И дело было не в стремлении уничтожить рабство. Я тут просто сошлюсь на такого знатока освободительного движения, как Джавахарлал Неру: «Рабство не было главной причиной Гражданской войны… Линкольн до самого последнего момента заверял, что сохранит рабство там, где оно существует. В действительности осложнения возникли из-за различия и даже некоторых столкновений экономических интересов Севера и Юга…».
А доллары — это тебе не какая-то там manifest destiny! Доллары — это серьезно! И поэтому заинтересованность в реформах на этот раз имела хотя и не общенациональный, но достаточно широкий характер. А внутренние противоречия программировали гражданскую войну.
Затевать в такой обстановке публичные попытки расправиться с Русской Америкой было рискованно… Янки было не до того…

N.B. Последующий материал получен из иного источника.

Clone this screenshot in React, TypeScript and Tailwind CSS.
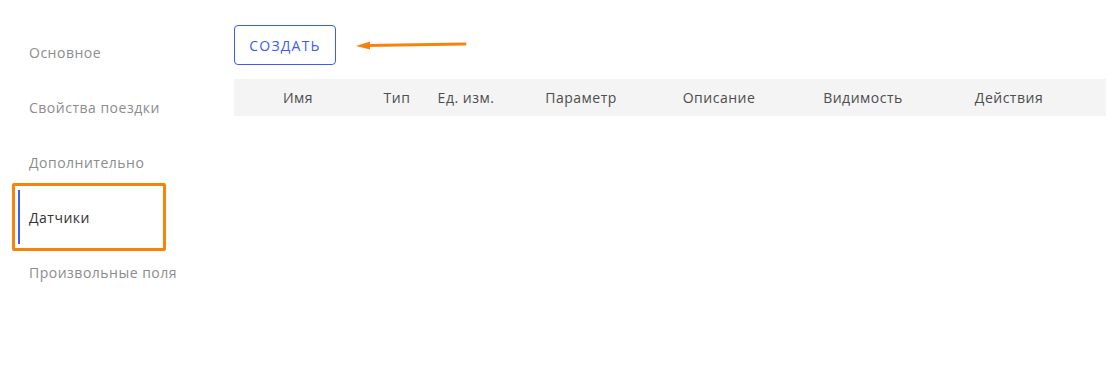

МЕЖДУ тем Российско-Американская компания к 1862 году в очередной раз исчерпывала свой мандат на монопольное положение в Русской Америке.
Монополия — вещь неоднозначная. Она может дело тормозить — если монополист корыстен и недальновиден. Она же может обеспечить и быстрый рывок вперед — если монополист умен и деятелен.
18 февраля (2 марта) 1861 года Константин направил министру финансов Княжевичу записку на 14 листах. Трудно (да почти невозможно!) поверить, чтобы эту записку писал он сам. И дело даже
не в том, что для «талантливого реформатора» это был труд вряд ли посильный. Чье-то авторство (скорее всего — того же Шестакова) выдает стиль — те же рассуждения о «туземцах», о «монополии РАК», о ее «вреде» и т. п.
Согласиться тут можно было с одним — в том виде, в котором РАК существовала, она устарела.
Фактически она все это время действительно совмещала несвойственные коммерческому предприятию функции государственного управления владениями державы с чисто промысловой торговой деятельностью.
И теперь можно было лишить ее особых привилегий, дав возможность попробовать себя в Русской Америке и другим российским подданным, но…
Но при обязательном принятии на себя государством административных функций РАК. Пора было образовывать, скажем, Аляскинский край с генерал-губернатором, размещать там гарнизоны, базировать на Ново-Архангельск отдельную военно-морскую эскадру.